§ GOAL OF THE EXERCISE: Which lines hold the word "styles"? Copy each of them.

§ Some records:
begin

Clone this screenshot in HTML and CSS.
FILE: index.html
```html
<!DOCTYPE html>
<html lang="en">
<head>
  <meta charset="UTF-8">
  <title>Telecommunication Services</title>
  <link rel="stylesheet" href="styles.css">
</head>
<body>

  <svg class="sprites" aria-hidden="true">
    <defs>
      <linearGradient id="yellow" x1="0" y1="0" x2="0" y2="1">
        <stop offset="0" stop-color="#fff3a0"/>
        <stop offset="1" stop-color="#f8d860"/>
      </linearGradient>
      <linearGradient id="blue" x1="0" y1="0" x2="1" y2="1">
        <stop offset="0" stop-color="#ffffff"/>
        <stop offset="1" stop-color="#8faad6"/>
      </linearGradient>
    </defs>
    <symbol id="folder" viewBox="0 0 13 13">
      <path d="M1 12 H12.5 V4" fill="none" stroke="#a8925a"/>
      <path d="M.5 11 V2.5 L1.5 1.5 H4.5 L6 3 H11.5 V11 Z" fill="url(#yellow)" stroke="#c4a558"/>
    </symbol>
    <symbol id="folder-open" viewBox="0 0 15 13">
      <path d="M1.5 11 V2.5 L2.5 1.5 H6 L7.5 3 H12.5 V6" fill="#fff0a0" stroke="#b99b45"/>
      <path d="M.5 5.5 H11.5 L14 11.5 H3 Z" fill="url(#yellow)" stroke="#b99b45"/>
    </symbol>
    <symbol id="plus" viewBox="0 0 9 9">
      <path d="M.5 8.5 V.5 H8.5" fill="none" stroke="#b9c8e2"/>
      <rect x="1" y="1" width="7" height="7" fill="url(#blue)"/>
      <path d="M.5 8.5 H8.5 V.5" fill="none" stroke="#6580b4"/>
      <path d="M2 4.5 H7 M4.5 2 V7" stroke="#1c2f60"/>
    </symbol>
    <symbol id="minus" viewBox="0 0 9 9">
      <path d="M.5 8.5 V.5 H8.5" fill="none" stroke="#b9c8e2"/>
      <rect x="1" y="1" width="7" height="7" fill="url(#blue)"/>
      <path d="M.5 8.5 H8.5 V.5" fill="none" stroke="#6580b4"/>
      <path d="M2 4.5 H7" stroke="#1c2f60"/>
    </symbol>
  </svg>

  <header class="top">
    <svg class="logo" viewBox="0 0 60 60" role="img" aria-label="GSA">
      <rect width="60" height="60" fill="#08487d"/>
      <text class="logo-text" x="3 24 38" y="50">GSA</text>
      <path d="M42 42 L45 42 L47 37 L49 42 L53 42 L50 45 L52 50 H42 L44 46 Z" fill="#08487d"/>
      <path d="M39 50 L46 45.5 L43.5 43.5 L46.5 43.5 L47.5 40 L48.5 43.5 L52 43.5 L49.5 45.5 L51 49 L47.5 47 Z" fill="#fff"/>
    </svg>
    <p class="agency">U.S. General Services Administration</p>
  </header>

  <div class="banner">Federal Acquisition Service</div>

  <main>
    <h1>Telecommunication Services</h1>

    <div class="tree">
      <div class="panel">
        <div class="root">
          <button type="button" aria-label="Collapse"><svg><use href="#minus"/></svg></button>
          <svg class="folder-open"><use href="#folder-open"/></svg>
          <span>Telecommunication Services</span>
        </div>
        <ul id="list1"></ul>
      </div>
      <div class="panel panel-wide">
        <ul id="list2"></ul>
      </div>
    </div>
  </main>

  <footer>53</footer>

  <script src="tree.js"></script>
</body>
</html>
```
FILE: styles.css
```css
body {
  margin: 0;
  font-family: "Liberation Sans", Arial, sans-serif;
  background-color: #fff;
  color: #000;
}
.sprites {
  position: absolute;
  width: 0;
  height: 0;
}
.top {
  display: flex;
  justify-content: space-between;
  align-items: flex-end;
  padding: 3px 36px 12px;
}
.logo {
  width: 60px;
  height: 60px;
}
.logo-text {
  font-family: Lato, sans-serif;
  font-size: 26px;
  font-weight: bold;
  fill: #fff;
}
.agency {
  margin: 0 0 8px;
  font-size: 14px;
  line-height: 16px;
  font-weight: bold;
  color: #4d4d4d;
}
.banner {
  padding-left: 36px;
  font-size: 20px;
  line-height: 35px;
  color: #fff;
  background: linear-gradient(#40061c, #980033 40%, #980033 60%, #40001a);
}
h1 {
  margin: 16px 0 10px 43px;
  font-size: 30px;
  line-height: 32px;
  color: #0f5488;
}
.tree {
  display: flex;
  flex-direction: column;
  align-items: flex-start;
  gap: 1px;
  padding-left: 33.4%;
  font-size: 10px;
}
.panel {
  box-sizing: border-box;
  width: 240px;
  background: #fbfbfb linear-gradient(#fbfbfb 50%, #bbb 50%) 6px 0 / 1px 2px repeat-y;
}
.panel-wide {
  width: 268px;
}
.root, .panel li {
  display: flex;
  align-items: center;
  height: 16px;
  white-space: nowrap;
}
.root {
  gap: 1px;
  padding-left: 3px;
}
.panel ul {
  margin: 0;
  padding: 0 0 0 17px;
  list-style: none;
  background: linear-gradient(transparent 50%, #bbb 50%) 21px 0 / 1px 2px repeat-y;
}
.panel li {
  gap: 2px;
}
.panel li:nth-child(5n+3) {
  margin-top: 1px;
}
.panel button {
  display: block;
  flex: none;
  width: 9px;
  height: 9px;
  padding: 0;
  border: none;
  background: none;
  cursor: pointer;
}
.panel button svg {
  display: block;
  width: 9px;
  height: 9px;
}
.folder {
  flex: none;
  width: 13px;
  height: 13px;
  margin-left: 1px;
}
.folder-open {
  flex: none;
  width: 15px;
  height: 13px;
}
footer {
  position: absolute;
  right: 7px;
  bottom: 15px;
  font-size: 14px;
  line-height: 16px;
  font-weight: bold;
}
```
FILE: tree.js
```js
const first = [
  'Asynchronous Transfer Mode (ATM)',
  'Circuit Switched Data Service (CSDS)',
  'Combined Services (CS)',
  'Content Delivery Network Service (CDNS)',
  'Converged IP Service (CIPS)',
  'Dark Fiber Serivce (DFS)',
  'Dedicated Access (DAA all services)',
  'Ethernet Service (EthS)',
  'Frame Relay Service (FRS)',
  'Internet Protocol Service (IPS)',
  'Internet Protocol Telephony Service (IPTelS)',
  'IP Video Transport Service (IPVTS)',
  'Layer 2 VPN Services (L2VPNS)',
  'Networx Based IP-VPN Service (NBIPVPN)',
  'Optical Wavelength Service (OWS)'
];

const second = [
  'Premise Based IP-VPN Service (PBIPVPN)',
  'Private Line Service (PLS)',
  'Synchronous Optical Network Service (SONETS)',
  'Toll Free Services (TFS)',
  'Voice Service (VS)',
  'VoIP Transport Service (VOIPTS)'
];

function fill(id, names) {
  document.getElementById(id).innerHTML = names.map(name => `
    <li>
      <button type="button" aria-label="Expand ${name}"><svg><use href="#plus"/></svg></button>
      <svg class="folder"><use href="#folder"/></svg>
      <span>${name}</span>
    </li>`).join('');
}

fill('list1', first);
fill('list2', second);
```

end
begin

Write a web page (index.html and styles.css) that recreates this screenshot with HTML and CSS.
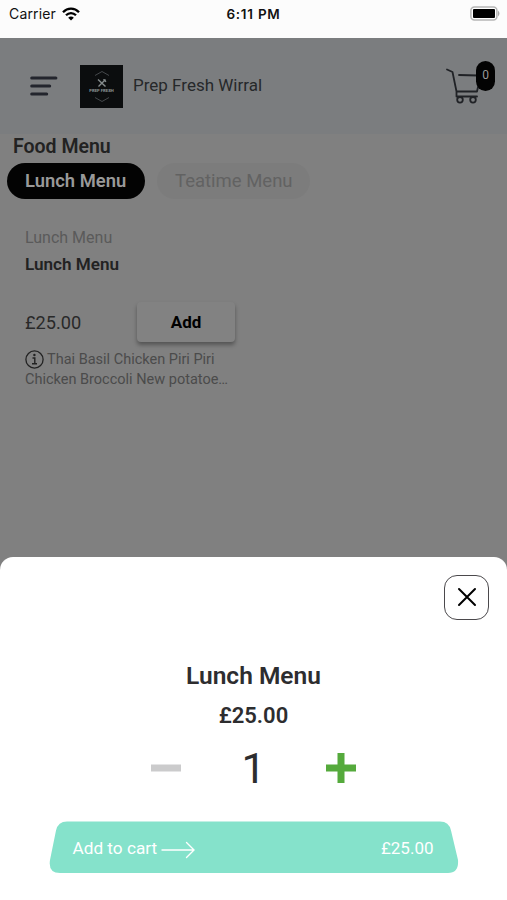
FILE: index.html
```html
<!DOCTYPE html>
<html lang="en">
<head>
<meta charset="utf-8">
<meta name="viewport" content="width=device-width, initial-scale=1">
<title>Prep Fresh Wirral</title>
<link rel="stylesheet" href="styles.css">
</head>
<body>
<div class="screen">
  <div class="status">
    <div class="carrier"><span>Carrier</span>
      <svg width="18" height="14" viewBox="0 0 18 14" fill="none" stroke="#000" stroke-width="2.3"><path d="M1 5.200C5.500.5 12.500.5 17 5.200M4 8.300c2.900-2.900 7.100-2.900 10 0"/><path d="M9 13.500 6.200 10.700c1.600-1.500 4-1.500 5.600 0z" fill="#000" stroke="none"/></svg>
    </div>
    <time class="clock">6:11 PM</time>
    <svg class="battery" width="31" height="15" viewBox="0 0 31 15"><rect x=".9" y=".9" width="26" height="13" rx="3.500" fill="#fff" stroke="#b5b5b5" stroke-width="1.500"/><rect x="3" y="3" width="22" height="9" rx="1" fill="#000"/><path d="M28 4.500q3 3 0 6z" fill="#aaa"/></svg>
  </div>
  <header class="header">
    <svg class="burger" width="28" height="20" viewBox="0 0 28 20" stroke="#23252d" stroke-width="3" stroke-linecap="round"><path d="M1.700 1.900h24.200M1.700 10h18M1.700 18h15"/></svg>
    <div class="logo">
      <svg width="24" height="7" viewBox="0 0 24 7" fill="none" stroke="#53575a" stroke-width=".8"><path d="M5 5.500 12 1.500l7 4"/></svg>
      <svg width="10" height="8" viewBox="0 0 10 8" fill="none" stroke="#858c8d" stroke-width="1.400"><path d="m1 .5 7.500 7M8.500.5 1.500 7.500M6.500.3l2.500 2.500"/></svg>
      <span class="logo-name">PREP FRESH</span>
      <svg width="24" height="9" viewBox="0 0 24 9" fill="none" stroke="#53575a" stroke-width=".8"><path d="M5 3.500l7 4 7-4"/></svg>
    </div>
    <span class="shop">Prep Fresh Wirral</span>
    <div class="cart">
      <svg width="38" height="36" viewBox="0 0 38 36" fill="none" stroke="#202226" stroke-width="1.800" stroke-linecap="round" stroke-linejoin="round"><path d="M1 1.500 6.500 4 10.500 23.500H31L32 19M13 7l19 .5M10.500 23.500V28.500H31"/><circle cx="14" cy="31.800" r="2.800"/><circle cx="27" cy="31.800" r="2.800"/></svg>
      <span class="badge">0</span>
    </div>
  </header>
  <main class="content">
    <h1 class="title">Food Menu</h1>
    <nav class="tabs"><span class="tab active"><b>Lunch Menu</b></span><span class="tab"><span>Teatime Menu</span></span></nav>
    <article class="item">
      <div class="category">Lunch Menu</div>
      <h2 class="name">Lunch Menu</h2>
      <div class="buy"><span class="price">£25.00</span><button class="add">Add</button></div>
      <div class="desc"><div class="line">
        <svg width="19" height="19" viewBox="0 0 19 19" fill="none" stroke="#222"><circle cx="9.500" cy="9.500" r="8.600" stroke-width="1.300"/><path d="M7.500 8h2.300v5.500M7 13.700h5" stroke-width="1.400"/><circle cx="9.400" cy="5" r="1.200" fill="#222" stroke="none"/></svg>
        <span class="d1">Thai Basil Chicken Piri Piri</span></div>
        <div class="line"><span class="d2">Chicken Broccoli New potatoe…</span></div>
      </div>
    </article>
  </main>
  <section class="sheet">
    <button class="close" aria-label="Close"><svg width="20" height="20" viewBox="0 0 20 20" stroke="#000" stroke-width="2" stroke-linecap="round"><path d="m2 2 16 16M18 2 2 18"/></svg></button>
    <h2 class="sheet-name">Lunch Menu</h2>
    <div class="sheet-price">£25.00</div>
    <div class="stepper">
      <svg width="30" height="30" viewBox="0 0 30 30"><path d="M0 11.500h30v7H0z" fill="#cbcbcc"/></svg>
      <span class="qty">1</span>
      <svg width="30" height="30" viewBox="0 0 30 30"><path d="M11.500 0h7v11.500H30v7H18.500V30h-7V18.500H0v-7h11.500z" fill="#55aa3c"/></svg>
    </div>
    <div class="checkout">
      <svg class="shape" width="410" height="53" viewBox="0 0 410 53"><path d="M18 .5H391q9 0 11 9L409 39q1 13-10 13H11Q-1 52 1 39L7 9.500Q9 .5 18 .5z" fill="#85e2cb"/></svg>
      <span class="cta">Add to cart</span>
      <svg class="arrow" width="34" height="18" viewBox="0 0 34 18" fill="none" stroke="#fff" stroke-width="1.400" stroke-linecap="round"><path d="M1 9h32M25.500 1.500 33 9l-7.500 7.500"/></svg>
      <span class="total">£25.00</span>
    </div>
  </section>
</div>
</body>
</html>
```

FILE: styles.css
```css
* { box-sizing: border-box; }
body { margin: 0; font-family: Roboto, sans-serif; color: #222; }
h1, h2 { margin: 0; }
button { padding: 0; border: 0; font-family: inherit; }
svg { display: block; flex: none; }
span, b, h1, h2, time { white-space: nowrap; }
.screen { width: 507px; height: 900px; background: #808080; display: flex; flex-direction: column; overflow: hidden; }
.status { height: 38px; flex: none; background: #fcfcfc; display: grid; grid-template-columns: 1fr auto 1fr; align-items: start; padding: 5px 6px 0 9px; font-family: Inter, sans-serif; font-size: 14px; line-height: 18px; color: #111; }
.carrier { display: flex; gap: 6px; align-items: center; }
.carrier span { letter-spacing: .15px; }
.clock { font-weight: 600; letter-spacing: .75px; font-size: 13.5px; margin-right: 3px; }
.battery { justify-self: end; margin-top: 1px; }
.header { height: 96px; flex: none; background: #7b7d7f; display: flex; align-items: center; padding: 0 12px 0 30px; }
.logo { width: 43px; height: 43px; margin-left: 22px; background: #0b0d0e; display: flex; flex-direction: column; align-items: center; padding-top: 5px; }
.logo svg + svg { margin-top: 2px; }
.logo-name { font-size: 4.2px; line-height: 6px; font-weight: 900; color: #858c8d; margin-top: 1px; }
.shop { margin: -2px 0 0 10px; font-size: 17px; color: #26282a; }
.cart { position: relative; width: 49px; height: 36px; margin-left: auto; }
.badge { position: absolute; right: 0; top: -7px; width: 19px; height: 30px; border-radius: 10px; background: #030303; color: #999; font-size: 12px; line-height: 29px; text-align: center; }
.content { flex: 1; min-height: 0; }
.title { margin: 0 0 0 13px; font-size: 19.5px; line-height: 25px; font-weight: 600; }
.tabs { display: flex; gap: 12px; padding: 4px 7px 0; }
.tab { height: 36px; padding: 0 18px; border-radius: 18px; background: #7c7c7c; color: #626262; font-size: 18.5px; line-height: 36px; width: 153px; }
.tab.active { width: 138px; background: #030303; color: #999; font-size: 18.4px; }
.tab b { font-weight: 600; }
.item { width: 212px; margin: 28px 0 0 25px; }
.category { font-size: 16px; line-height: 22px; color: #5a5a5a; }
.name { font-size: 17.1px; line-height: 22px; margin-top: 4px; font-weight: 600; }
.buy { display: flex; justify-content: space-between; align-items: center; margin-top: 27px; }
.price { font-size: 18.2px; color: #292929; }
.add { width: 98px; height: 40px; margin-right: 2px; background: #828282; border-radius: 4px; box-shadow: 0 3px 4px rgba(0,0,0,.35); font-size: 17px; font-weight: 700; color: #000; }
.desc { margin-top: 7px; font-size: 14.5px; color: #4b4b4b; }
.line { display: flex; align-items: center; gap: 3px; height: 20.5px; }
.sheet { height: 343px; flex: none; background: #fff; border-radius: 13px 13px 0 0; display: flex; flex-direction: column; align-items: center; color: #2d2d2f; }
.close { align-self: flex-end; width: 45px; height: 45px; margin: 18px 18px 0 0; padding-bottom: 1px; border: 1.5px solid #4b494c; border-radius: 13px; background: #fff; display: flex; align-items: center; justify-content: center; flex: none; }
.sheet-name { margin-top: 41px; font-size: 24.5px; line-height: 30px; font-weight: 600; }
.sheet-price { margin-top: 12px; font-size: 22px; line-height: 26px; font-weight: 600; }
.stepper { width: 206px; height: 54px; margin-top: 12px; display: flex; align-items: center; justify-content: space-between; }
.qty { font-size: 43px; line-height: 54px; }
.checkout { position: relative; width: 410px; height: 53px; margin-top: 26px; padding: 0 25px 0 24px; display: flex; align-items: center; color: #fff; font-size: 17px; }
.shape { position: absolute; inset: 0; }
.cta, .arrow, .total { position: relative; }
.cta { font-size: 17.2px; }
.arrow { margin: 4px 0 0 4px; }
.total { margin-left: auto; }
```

end

§ SOLUTION TO THE EXERCISE:
  <link rel="stylesheet" href="styles.css">
FILE: styles.css
Write a web page (index.html and styles.css) that recreates this screenshot with HTML and CSS.
<link rel="stylesheet" href="styles.css">
FILE: styles.css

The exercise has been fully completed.